Idem sur les calendriers qui se rallongent de plus en plus, pour atteindre prochainement 22 courses durant la saison.
"16 courses suffisent. Plus il y a de courses, plus le produit est dévalué'', déclarait-il. "S'il n'y a que 16 courses, les organisateurs devront payer davantage en conséquence. Et ils vont le faire. Parce que leur événement est d'autant plus précieux en raison de la pénurie de Grands Prix''.
Rappelons que l'augmentation des calendriers s'est faite sous sa gouvernance. En 2005, la F1 a visité 19 circuits différents. Le maximum de l'ère Ecclestone a été 20 courses, en 2012. "Tonton'' est également à l'origine d'une problématique avec les circuits et les tarifs qu'ils payent. "Nous avons eu beaucoup de problèmes, en partie parce que nous sommes publics et qu'ils peuvent voir les tarifs, et aussi en partie parce que Bernie a suggéré à beaucoup d'entre eux qu'ils payaient trop cher'', expliquait Greg Maffei dans une conférence à la Deutsche Bank.
La F1 ne perdra rien, peut-être bien un peu
La fuite des équipes n'est pas une chose qui inquiète Bernie Ecclestone mais il y croit fermement. Le cas Mercedes, dont la rumeur de rachat s'est faite entendre à Interlagos, a été commenté par l'ancien argentier de la F1.
"Je ne serais pas étonné que Mercedes arrête. Il y a eu des changements à la tête et les nouvelles personnes ne sont pas aussi enthousiastes avec la F1 que ceux d’avant ne l’étaient'', explique-t-il.
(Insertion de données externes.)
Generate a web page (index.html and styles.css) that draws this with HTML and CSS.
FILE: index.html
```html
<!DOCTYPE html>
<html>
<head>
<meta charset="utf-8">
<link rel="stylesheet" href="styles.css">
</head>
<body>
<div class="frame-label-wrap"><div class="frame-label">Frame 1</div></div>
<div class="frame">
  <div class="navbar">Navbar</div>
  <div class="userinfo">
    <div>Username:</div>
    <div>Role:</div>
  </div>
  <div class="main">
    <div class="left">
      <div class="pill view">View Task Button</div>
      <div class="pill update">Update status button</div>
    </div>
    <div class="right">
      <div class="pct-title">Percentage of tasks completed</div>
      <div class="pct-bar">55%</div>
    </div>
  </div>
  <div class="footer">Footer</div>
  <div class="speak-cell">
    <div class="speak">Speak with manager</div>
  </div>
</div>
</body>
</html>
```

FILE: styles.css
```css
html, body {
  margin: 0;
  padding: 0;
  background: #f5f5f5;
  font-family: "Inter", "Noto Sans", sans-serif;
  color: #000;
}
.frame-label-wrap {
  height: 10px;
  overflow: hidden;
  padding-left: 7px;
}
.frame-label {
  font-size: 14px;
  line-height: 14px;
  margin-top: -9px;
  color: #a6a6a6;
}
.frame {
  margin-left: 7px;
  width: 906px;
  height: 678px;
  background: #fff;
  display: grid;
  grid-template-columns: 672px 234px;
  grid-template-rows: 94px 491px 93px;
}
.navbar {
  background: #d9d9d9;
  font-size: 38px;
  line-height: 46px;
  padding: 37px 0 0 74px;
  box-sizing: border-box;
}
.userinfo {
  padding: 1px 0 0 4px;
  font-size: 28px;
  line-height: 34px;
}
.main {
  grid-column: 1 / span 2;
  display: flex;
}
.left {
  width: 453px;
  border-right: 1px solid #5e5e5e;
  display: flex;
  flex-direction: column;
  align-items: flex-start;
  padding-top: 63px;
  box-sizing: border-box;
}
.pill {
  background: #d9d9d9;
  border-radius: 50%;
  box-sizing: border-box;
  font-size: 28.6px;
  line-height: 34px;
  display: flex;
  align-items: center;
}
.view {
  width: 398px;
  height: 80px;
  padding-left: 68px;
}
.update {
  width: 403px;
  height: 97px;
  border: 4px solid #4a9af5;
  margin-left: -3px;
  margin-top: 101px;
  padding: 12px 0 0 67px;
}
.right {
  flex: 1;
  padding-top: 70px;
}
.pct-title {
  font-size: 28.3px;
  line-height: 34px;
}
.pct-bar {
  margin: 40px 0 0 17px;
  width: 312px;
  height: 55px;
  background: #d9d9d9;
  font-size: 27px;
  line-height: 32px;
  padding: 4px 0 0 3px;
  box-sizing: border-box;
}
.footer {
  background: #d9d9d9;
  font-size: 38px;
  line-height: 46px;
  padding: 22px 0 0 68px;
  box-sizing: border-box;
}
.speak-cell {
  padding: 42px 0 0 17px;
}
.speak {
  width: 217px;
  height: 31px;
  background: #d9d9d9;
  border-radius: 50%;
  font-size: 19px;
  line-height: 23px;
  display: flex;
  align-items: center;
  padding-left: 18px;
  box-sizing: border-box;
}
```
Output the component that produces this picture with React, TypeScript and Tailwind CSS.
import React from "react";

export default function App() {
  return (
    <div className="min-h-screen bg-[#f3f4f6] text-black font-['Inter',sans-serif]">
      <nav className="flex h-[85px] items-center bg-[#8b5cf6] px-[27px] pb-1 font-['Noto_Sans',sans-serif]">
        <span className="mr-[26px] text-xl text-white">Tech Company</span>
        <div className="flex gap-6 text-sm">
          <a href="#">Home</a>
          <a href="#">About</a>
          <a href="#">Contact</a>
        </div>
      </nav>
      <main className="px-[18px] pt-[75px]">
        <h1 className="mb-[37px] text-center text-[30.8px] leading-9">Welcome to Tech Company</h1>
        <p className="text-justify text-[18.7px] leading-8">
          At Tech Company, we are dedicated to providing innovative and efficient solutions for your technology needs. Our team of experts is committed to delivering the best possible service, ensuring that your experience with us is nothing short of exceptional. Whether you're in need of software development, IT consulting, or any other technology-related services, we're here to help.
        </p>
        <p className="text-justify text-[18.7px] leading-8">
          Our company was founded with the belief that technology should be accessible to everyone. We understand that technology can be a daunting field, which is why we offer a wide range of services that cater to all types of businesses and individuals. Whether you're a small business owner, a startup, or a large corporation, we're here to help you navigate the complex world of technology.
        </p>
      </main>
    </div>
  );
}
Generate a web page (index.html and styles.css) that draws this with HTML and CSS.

Si Mercedes part, quid de Toto Wolff, qu'on a envoyé au cours de l'année à la tête de la F1 à la place de Chase Carey ? Une situation qui devrait être difficilement envisageable avec le veto de Ferrari, qui permet à l'équipe d'interdire à un patron d’équipe actuel de prendre une position de dirigeant à la tête de la F1.